Breadwinner or involved father?
All the fathers in the study were aware of the contrasting images of breadwinner father and involved father and sought to navigate their transition into fatherhood in relation to these two images. The two images seemed to co-emerge for fathers not as a possible hybrid image but rather in a figure and ground configuration, leaving them in a difficult position of having to choose one or the other. While most of the fathers were pulled towards the image of involved father as an ideal, albeit sometimes unattainable, one father in the study was also seeking to maintain his role as the breadwinner father despite the social pressure to be otherwise. His views clearly highlight the continuing relevance of the breadwinner father image for contemporary fathers, even if it is the image that fathers are trying to distance themselves from.
‘You’re just considered a total bastard’
Bryan, a 33-year-old pilot with a two-year-old child, expressed that his primary role as father was to provide as much financial support to his family as possible. His partner, Sarah, worked 3 days a week and was the main caregiver of their child. According to Bryan, his work responsibilities saw him working more than his partner would have liked and greatly limited the hands-on support that he provided his partner and child. On numerous occasions during the interview, he justified his parenting style by explaining that he learnt it from his own father and stated that he enjoys his time at work more than being at home.
However, tensions arose for Bryan as he discussed the societal expectation to be more involved in the hands-on care of his children. Although he clearly identified with an image of the father as breadwinner, he was also acutely aware of the alternative images of fatherhood: “So whilst you kind of feel like you’re doing a good thing, for me, where it’s like oh, this is great, it’s a positive thing, I can provide for my family, it’s actually - you get a lot of negative feedback [from my wife] in return, like “oh, well, I’m stuffed if you’re gone”. I’m very traditional mindset of I’d be more than happy just to work 15 hours a day and Sarah looks after the kids and that’s all that happens, but that’s not the expectations anymore around what’s expected of men. It’s very different, the expectations, and even talking like that, if you talk about it in a public arena, outside of somewhere like this, you’re just considered a total bastard.”
Both, the breadwinner and involved father images were thus evident in Bryan’s talk, and he was trying to construct his own trajectory in relation to both, being pushed and pulled by both images. Bryan begrudged the criticism that he and his peers experienced as they performed fatherhood roles that were considered the norm only decades ago: “I kind of do feel, as a father in this modern world, that I’m probably, for the last 12 months, starting to feel quite resentful about it and starting to feel that my contributions are no longer rightly or wrongly valued as they were previously and that the roles and the definitions of what we should be doing are stretching to a point where it’s actually having a negative effect on men, because they can no longer meet the expectations... so if you can’t meet the expectations now of what a modern father is defined by other people in terms of input and this and that, you’re either a sexist, you’re a chauvinist, or you’re a bad father.”

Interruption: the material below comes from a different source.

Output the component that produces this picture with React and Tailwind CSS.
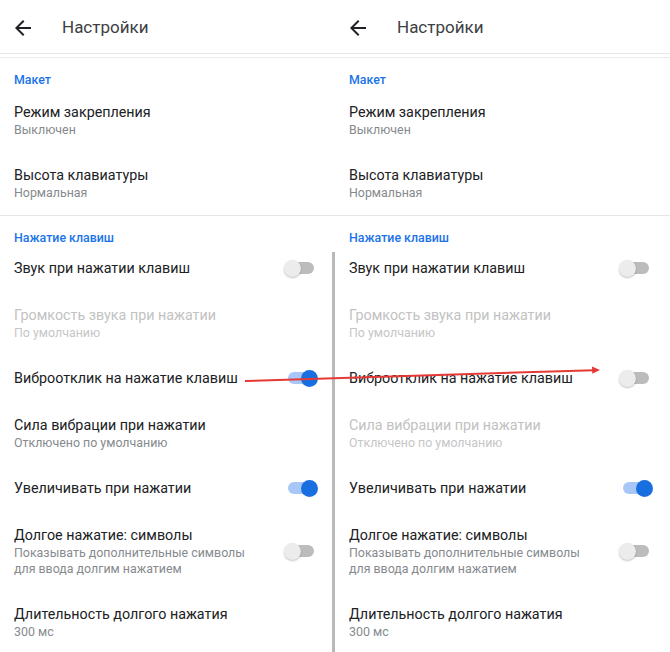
import React from 'react';

const font = { fontFamily: 'Roboto, "Noto Sans", sans-serif' };

const Toggle = ({ on }) => (
  <div className="relative w-[34px] h-[18px] shrink-0 flex items-center">
    <div className={`absolute left-[4px] right-[4px] h-[12px] rounded-full ${on ? 'bg-[#a8c7f6]' : 'bg-[#bcbcbc]'}`} />
    <div
      className={`absolute w-[17px] h-[17px] rounded-full ${
        on ? 'right-0 bg-[#1a6fe0]' : 'left-0 bg-[#ececec] shadow-[0_1px_2px_rgba(0,0,0,0.25)]'
      }`}
    />
  </div>
);

const Item = ({ title, sub, disabled, toggle }) => (
  <div className="flex items-center">
    <div className="flex-1 flex flex-col">
      <div className={`text-[14.3px] leading-[20px] ${disabled ? 'text-[#c2c2c2]' : 'text-[#202124]'}`}>{title}</div>
      {sub && (
        <div className={`text-[12.4px] leading-[16px] whitespace-pre-line ${disabled ? 'text-[#c6c6c6]' : 'text-[#868a8e]'}`}>{sub}</div>
      )}
    </div>
    {toggle !== undefined && <Toggle on={toggle} />}
  </div>
);

const Heading = ({ children }) => (
  <div className="text-[12.4px] leading-[16px] font-medium text-[#1a73e8]">{children}</div>
);

const Panel = ({ right }) => (
  <div className="flex flex-col w-[335px]">
    {/* Toolbar */}
    <div className="h-[54px] pt-[3px] flex items-center border-b border-[#e8e8e8]">
      <svg className="ml-[11px]" width="24" height="24" viewBox="0 0 24 24" fill="#202124">
        <path d="M20 11H7.83l5.59-5.59L12 4l-8 8 8 8 1.41-1.41L7.83 13H20v-2z" />
      </svg>
      <span className="ml-[27px] text-[17px] text-[#3c4043]">Настройки</span>
    </div>
    <div className="h-[4px] border-b border-[#ececec]" />

    {/* Макет */}
    <div className="pt-[14px] pl-[14px] pr-[17px] flex flex-col gap-[14px]">
      <Heading>Макет</Heading>
      <div className="flex flex-col gap-[27px]">
        <Item title="Режим закрепления" sub="Выключен" />
        <Item title="Высота клавиатуры" sub="Нормальная" />
      </div>
    </div>
    <div className="mt-[14px] border-b border-[#e6e6e6]" />

    {/* Нажатие клавиш */}
    <div className="pt-[14px] pl-[14px] pr-[17px]">
      <Heading>Нажатие клавиш</Heading>
    </div>
    <div className={`mt-[6px] flex ${right ? '' : 'border-r-[3px] border-[#b9b9b9]'}`}>
      <div className={`flex-1 pt-[6px] pb-[20px] pl-[14px] ${right ? 'pr-[17px]' : 'pr-[14px]'} flex flex-col gap-[27px]`}>
        <Item title="Звук при нажатии клавиш" toggle={false} />
        <Item title="Громкость звука при нажатии" sub="По умолчанию" disabled />
        <Item title="Виброотклик на нажатие клавиш" toggle={!right} />
        <Item title="Сила вибрации при нажатии" sub="Отключено по умолчанию" disabled={right} />
        <Item title="Увеличивать при нажатии" toggle={true} />
        <Item
          title="Долгое нажатие: символы"
          sub={'Показывать дополнительные символы\nдля ввода долгим нажатием'}
          toggle={false}
        />
        <Item title="Длительность долгого нажатия" sub="300 мс" />
      </div>
    </div>
  </div>
);

export default function App() {
  return (
    <div className="relative w-[670px] h-[652px] overflow-hidden bg-white" style={font}>
      <div className="flex">
        <Panel />
        <Panel right />
      </div>
      {/* red annotation arrow */}
      <svg className="absolute left-0 top-0 pointer-events-none" width="670" height="652">
        <line x1="245" y1="381" x2="594" y2="370.2" stroke="#e53935" strokeWidth="2" />
        <path d="M600 370 L592 366.5 L592.3 373.7 Z" fill="#e53935" />
      </svg>
    </div>
  );
}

Bryan thus sought to reject the socio-cultural suggestions of many people around him, such as his wife and his colleagues, to maintain his own ideal sense of being. In doing so, he attempted to avoid the ambiguity that came from making a transition into fatherhood in an era with multiple visions of fatherhood. Bryan held on tightly to the structures of meaning that allowed him to make sense of the world and his place in it prior to becoming a father. Yet the collective meanings and social suggestions about involved fatherhood continued to destabilise these structures, creating tensions and dilemmas that he needed to continuously make sense of.
‘That sucks, I hated it… I’m not seeing them and I’m not having an impact on their life’
Differently from Bryan, most fathers in this study sought to move away from being merely a breadwinner in their families and instead desired to be involved in the care of their children. Several fathers experienced tensions related to the time they spend away from their families as a result of their work responsibilities. They commonly discussed how they would like to resolve these tensions by making changes to their own or their partners’ work arrangements. These comments were most commonly followed by a desire to help more with the hands-on care of their children and to offer more than financial support for their partners.
One of the fathers who shared these views was William. He was a 34-year-old brand manager with three-year-old twins. He worked 5 days a week and often had to travel overseas as part of his work arrangement. The time that William spent with his children and partner was limited to late afternoons and weekends. Unlike Bryan, who appeared happy to be working as many hours as possible, William experienced tension that exists in the conflict between providing financial support for his family and his desire to spend more time with his young children. “It just gives you a reason to get up and go to work and all that sort of stuff. You’ve got these amazing kids that you need to provide for… But now after doing it and all that sort of stuff, I don’t know, sometimes I think it might be just easier to take a bit of an easier role, just not to have that stress and to be able to be with the family as much as possible and provide the support that my wife needs and also the kids are probably looking for.”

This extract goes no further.